╭──
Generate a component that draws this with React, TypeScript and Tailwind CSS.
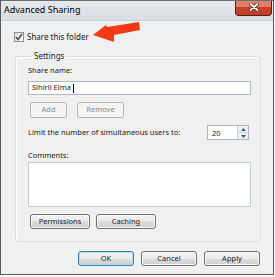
import { ReactNode } from "react"

const Btn = ({ children, w, disabled, primary }: { children: ReactNode; w: string; disabled?: boolean; primary?: boolean }) => {
  if (disabled) {
    return (
      <div className={`${w} h-[16px] flex items-center justify-center rounded-[2px] border border-[#b5b9bc] bg-[#f4f4f4] text-[#8a8a8a]`}>
        {children}
      </div>
    )
  }
  return (
    <div
      className={`${w} h-[15px] flex items-center justify-center rounded-[3px] border ${
        primary ? "border-[#3c7fb1] shadow-[inset_0_0_0_1px_#a8dcf3]" : "border-[#707070] shadow-[inset_0_0_0_1px_#fbfbfb]"
      } bg-[linear-gradient(#f2f2f2_0%,#ebebeb_50%,#dddddd_50%,#cfcfcf_100%)] text-[#1e1e1e]`}
    >
      {children}
    </div>
  )
}

export default function App() {
  return (
    <div className="w-[275px] h-[277px] bg-white" style={{ fontFamily: '"Noto Sans", "Open Sans", sans-serif' }}>
      <div className="relative w-[274px] h-[275px] bg-[#f0f0f0] border-l border-r border-b border-[#555b62] flex flex-col text-[7.5px] text-[#1a1a1a]">
        {/* title bar */}
        <div className="h-[21px] shrink-0 flex items-start bg-[linear-gradient(#e6e8eb,#dadee2)] border-b border-[#c9ced4] border-t border-t-[#6a6f75]">
          <span className="pl-[3px] pt-[3px] text-[9px] text-black leading-[12px]">Advanced Sharing</span>
          <div className="ml-auto mr-[1px] w-[37px] h-[15px] rounded-b-[4px] border border-t-0 border-[#4c2218] bg-red-700 flex flex-col overflow-hidden">
            <div className="h-[6px] bg-[#e08068]" />
            <div className="flex-1 bg-[#c5402a] flex items-start justify-center">
              <svg className="-mt-[4px]" width="10" height="8" viewBox="0 0 10 8">
                <path d="M1.5 1 L8.5 7 M8.5 1 L1.5 7" stroke="#3a1a14" strokeWidth="3.2" strokeLinecap="round" />
                <path d="M1.5 1 L8.5 7 M8.5 1 L1.5 7" stroke="#ffffff" strokeWidth="1.8" strokeLinecap="round" />
              </svg>
            </div>
          </div>
        </div>

        {/* share checkbox */}
        <div className="flex items-center gap-[3px] pl-[13px] mt-[10px] h-[11px]">
          <div className="w-[10px] h-[10px] border border-[#8e8f8f] bg-[linear-gradient(135deg,#dcdcdc,#ffffff)] flex items-center justify-center">
            <svg width="8" height="8" viewBox="0 0 8 8">
              <path d="M1 4 L3 6.5 L7 1" fill="none" stroke="#3b5068" strokeWidth="1.5" />
            </svg>
          </div>
          <span className="text-[8px]">Share this folder</span>
        </div>

        {/* arrow */}
        <svg className="absolute left-[88px] top-[18px]" width="54" height="28" viewBox="0 0 54 28">
          <path d="M4 17 L17 7 L18 9 L50 4 L51 12 L25 17 L25 24 Z" fill="#f43a14" />
        </svg>

        {/* settings group */}
        <fieldset className="mx-[14px] mt-[9px] w-[246px] h-[191px] border border-[#d5dfe5] rounded-[3px] pl-[12px] pr-[9px] shadow-[inset_1px_1px_0_#ffffff]">
          <legend className="ml-[4px] px-[2px] text-[8px] leading-[10px]">Settings</legend>
          <div className="mt-[4px] leading-[10px]">Share name:</div>
          <div className="mt-[6px] h-[14px] border border-[#abb9c7] bg-white flex items-center pl-[3px]">
            <span>Sihirli Elma</span>
            <span className="ml-[2px] w-px h-[9px] bg-black" />
          </div>
          <div className="mt-[7px] flex gap-[10px] pl-[2px]">
            <Btn w="w-[37px]" disabled>Add</Btn>
            <Btn w="w-[47px]" disabled>Remove</Btn>
          </div>
          <div className="mt-[7px] flex items-center h-[15px]">
            <span>Limit the number of simultaneous users to:</span>
            <div className="ml-auto mr-[2px] w-[42px] h-[15px] border border-[#abb9c7] bg-white flex">
              <span className="pl-[4px] pt-[2px] leading-[10px]">20</span>
              <div className="ml-auto w-[11px] flex flex-col border-l border-[#c8d2dc]">
                <div className="flex-1 flex items-center justify-center bg-[#eceef2] border-b border-[#c8d2dc]">
                  <svg width="5" height="3" viewBox="0 0 5 3"><path d="M0 3 L2.5 0 L5 3 Z" fill="#4a5d78" /></svg>
                </div>
                <div className="flex-1 flex items-center justify-center bg-[#eceef2]">
                  <svg width="5" height="3" viewBox="0 0 5 3"><path d="M0 0 L2.5 3 L5 0 Z" fill="#4a5d78" /></svg>
                </div>
              </div>
            </div>
          </div>
          <div className="mt-[10px] leading-[10px]">Comments:</div>
          <div className="mt-[2px] h-[45px] border border-[#c4ccd4] bg-white" />
          <div className="mt-[7px] flex gap-[6px] pl-[2px]">
            <Btn w="w-[60px]">Permissions</Btn>
            <Btn w="w-[60px]">Caching</Btn>
          </div>
        </fieldset>

        {/* bottom buttons */}
        <div className="mt-[9px] flex justify-end gap-[7px] pr-[13px]">
          <Btn w="w-[56px]" primary>OK</Btn>
          <Btn w="w-[56px]">Cancel</Btn>
          <Btn w="w-[56px]">Apply</Btn>
        </div>
      </div>
    </div>
  )
}
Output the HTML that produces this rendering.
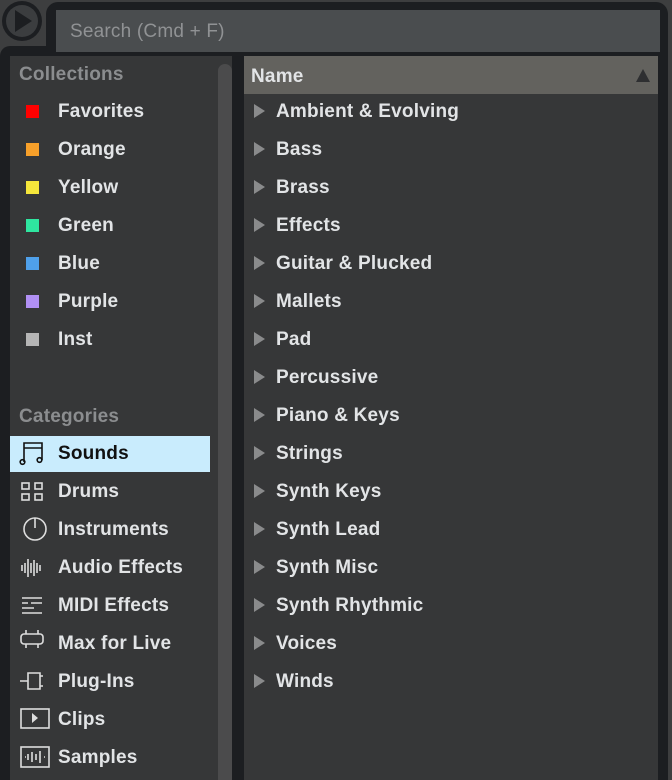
<!DOCTYPE html><html><head><style>
body{margin:0;width:672px;height:780px;background:#3d3e3f;position:relative;overflow:hidden;font-family:"Liberation Sans",sans-serif}
.a{position:absolute}
.t{color:#e2e4e6;font-size:19px;font-weight:bold;letter-spacing:0.2px;white-space:nowrap}
.h{color:#8b8d8f;font-size:19px;font-weight:bold;letter-spacing:0.2px}
.sq{width:13px;height:13px}
.tri{width:0;height:0;border-left:11px solid #8a8b8c;border-top:7px solid transparent;border-bottom:7px solid transparent}
svg{position:absolute}
</style></head><body>
<div class="a" style="left:46px;top:2px;width:622px;height:60px;background:#1c1e21;border-radius:12px 12px 0 0"></div>
<div class="a" style="left:0;top:46px;width:668px;height:734px;background:#1c1e21;border-radius:10px 0 0 0"></div>
<div class="a" style="left:2px;top:1px;width:40px;height:40px;border-radius:50%;background:#1c1e21"></div>
<div class="a" style="left:6px;top:5px;width:32px;height:32px;border-radius:50%;background:#3b3d3f"></div>
<div class="a" style="left:15px;top:10px;border-left:17px solid #1c1e21;border-top:11px solid transparent;border-bottom:11px solid transparent"></div>
<div class="a" style="left:56px;top:10px;width:604px;height:42px;background:#4a4d4f"></div>
<div class="a h" style="left:70px;top:21px;color:#909294;font-weight:normal">Search (Cmd + F)</div>
<div class="a" style="left:10px;top:56px;width:222px;height:724px;background:#363738"></div>
<div class="a" style="left:218px;top:64px;width:14px;height:716px;background:#4b4b4c;border-radius:7px 7px 0 0"></div>
<div class="a" style="left:244px;top:56px;width:414px;height:724px;background:#363738"></div>
<div class="a" style="left:244px;top:56px;width:414px;height:38px;background:#63625e"></div>
<div class="a t" style="left:251px;top:66px">Name</div>
<div class="a" style="left:636px;top:69px;border-bottom:13px solid #2e2f31;border-left:7px solid transparent;border-right:7px solid transparent"></div>
<div class="a h" style="left:19px;top:64px">Collections</div>
<div class="a h" style="left:19px;top:406px">Categories</div>
<div class="a" style="left:10px;top:436px;width:200px;height:36px;background:#c9ecfd"></div>
<div id="L"></div><div id="R"></div>
<svg width="36" height="340" style="top:438px;left:18px" fill="none" stroke-width="1.6">
<g stroke="#111"><path d="M6 24V5h18v17M6 10h18"/><circle cx="4.5" cy="24" r="2.3"/><circle cx="21.5" cy="22" r="2.3"/></g>
<g stroke="#ddd">
<rect x="4" y="45" width="7" height="6"/><rect x="17" y="45" width="7" height="6"/><rect x="4" y="56" width="7" height="6"/><rect x="17" y="56" width="7" height="6"/>
<circle cx="17" cy="91" r="11"/><path d="M17 80v10"/>
<path d="M4 127v6M7 125v10M10 121v18M13 125v10M16 122v16M19 125v10M22 127v6"/>
<path d="M4 160h20M4 165h6M13 165h11M4 170h12M4 175h20"/>
<path d="M6 196h16a3 3 0 0 1 3 3v4a3 3 0 0 1-3 3H6a3 3 0 0 1-3-3v-4a3 3 0 0 1 3-3zM8 196v-4M20 196v-4M8 206v4M20 206v4"/>
<path d="M2 243h8M10 235h12v16H10zM22 238h3M22 248h3"/>
<rect x="3" y="271" width="28" height="19"/>
<rect x="3" y="309" width="28" height="20"/><path d="M7 319h1M10 316v6M14 314v10M18 316v6M22 313v12M26 319h1"/>
</g>
<path d="M14 275l6 5-6 5z" fill="#ddd"/>
</svg>
<script>
var c=[["Favorites","#f00"],["Orange","#f7a02a"],["Yellow","#f5e63b"],["Green","#2fe6a0"],["Blue","#4fa0ea"],["Purple","#b190f4"],["Inst","#b5b5b5"]],h="";
c.forEach(function(x,i){var y=111+i*38;h+='<div class="a sq" style="left:26px;top:'+(y-6)+'px;background:'+x[1]+'"></div><div class="a t" style="left:58px;top:'+(y-10)+'px">'+x[0]+'</div>'});
["Sounds","Drums","Instruments","Audio Effects","MIDI Effects","Max for Live","Plug-Ins","Clips","Samples"].forEach(function(x,i){var y=453+i*38;h+='<div class="a t" style="left:58px;top:'+(y-10)+'px;'+(i==0?'color:#111;':'')+'">'+x+'</div>'});
document.getElementById("L").innerHTML=h;h="";
["Ambient &amp; Evolving","Bass","Brass","Effects","Guitar &amp; Plucked","Mallets","Pad","Percussive","Piano &amp; Keys","Strings","Synth Keys","Synth Lead","Synth Misc","Synth Rhythmic","Voices","Winds"].forEach(function(x,i){var y=111+i*38;h+='<div class="a tri" style="left:254px;top:'+(y-7)+'px"></div><div class="a t" style="left:276px;top:'+(y-10)+'px">'+x+'</div>'});
document.getElementById("R").innerHTML=h;
</script>
</body></html>
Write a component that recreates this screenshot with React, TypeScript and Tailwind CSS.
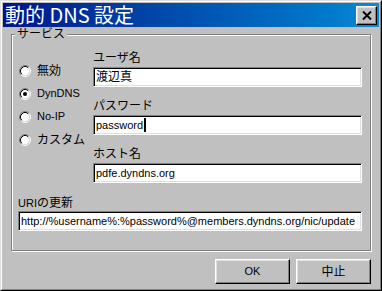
import React from "react";

const font = { fontFamily: '"Liberation Sans", "Noto Sans CJK JP", sans-serif' };

// classic win radio, drawn as 4 arcs + fill
function Radio({ checked }: { checked?: boolean }) {
    return (
        <svg width="12" height="12" viewBox="0 0 12 12" className="shrink-0">
            <circle cx="6" cy="6" r="4.2" fill="#fff" />
            <path d="M2.11 9.89 A5.5 5.5 0 0 1 9.89 2.11" stroke="#808080" fill="none" />
            <path d="M9.89 2.11 A5.5 5.5 0 0 1 2.11 9.89" stroke="#fff" fill="none" />
            <path d="M2.82 9.18 A4.5 4.5 0 0 1 9.18 2.82" stroke="#000" fill="none" />
            <path d="M9.18 2.82 A4.5 4.5 0 0 1 2.82 9.18" stroke="#dfdfdf" fill="none" />
            {checked && <circle cx="6" cy="6" r="2" fill="#000" />}
        </svg>
    );
}

const TextBox = ({ children, className = "" }: { children: React.ReactNode; className?: string }) => (
    <div className={"h-[20px] bg-white border border-t-[#808080] border-l-[#808080] border-r-white border-b-white shadow-[inset_1px_1px_0_#000,inset_-1px_-1px_0_#dfdfdf] flex items-center pl-[2px] text-black whitespace-nowrap overflow-hidden " + className}>
        {children}
    </div>
);

const Button = ({ label, className = "" }: { label: string; className?: string }) => (
    <button className={"w-[75px] h-[25px] bg-[#c0c0c0] border border-t-white border-l-white border-r-black border-b-black shadow-[inset_-1px_-1px_0_#808080,inset_1px_1px_0_#dfdfdf] text-black flex items-center justify-center " + className}>
        {label}
    </button>
);

const Field = ({ label, children }: { label: string; children: React.ReactNode }) => (
    <div className="flex flex-col">
        <div className="h-[14px] leading-[14px] text-[12px] text-black">{label}</div>
        <div className="mt-[2px]">{children}</div>
    </div>
);

export default function App() {
    const options = [
        { label: "無効", size: "text-[12px]" },
        { label: "DynDNS", checked: true, size: "text-[11px]" },
        { label: "No-IP", size: "text-[11px]" },
        { label: "カスタム", size: "text-[12px]" },
    ];

    return (
        <div style={font} className="w-[382px] h-[291px] bg-[#c0c0c0] border border-t-[#dfdfdf] border-l-[#dfdfdf] border-r-black border-b-black">
            <div className="h-full border border-t-white border-l-white border-r-[#808080] border-b-[#808080] p-px flex flex-col">
                {/* title bar */}
                <div className="h-[24px] flex items-center justify-between bg-linear-to-r from-[#00108a] to-[#1088d4] pl-[2px] pr-[2px]">
                    <span className="text-white text-[20px] leading-none" style={{ fontFamily: '"Noto Sans CJK JP", sans-serif' }}>
                        動的 DNS 設定
                    </span>
                    <button className="w-[21px] h-[19px] bg-[#c0c0c0] border border-t-white border-l-white border-r-black border-b-black shadow-[inset_-1px_-1px_0_#808080,inset_1px_1px_0_#dfdfdf] flex items-center justify-center">
                        <svg width="10" height="9" viewBox="0 0 10 9">
                            <path d="M1 0.5 L9 8.5 M9 0.5 L1 8.5" stroke="#000" strokeWidth="2" fill="none" />
                        </svg>
                    </button>
                </div>

                <div className="flex flex-col px-[8px]">
                    {/* group box */}
                    <div className="relative mt-[7px] border border-[#808080] shadow-[inset_1px_1px_0_#fff,1px_1px_0_#fff] pt-[16px] pl-[6px] pr-[8px] pb-[19px]">
                        <span className="absolute left-[3px] top-[-8px] px-[2px] bg-[#c0c0c0] text-[12px] leading-[14px] text-black">
                            サービス
                        </span>
                        <div className="flex">
                            <div className="w-[75px] flex flex-col pt-[8px]">
                                {options.map((o) => (
                                    <div key={o.label} className="h-[23px] flex items-center gap-[6px] pl-[1px] text-black">
                                        <Radio checked={o.checked} />
                                        <span className={o.size}>{o.label}</span>
                                    </div>
                                ))}
                            </div>
                            <div className="flex-1 flex flex-col gap-[12px]">
                                <Field label="ユーザ名">
                                    <TextBox className="text-[12px]">渡辺真</TextBox>
                                </Field>
                                <Field label="パスワード">
                                    <TextBox className="text-[11px]">
                                        password
                                        <span className="inline-block w-[2px] h-[14px] bg-black ml-px" />
                                    </TextBox>
                                </Field>
                                <Field label="ホスト名">
                                    <TextBox className="text-[11px]">pdfe.dyndns.org</TextBox>
                                </Field>
                            </div>
                        </div>
                        <div className="mt-[13px] h-[14px] leading-[14px] text-[12px] text-black">
                            <span className="text-[11px]">URI</span>の更新
                        </div>
                        <TextBox className="mt-px text-[11px]">http://%username%:%password%@members.dyndns.org/nic/update</TextBox>
                    </div>

                    <div className="flex justify-end gap-[6px] mt-[8px]">
                        <Button label="OK" className="text-[11px]" />
                        <Button label="中止" className="text-[12px]" />
                    </div>
                </div>
            </div>
        </div>
    );
}
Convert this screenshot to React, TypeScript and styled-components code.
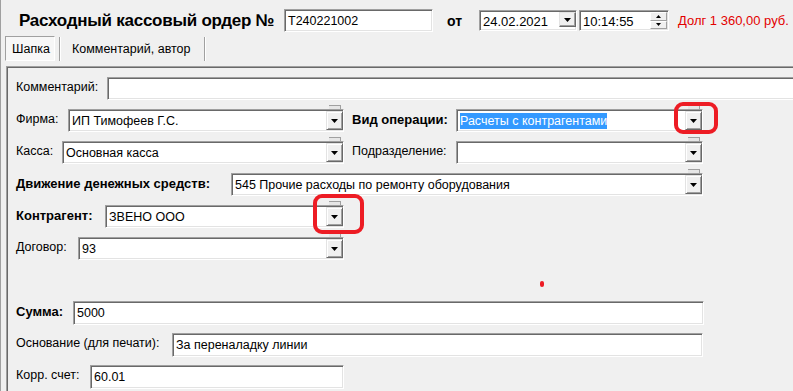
╰──
Required work
Copy out every line of the material above that mentions the word "screenshot".

Full output
Write a component that recreates this screenshot with React, TypeScript and Tailwind CSS.
Convert this screenshot to React, TypeScript and styled-components code.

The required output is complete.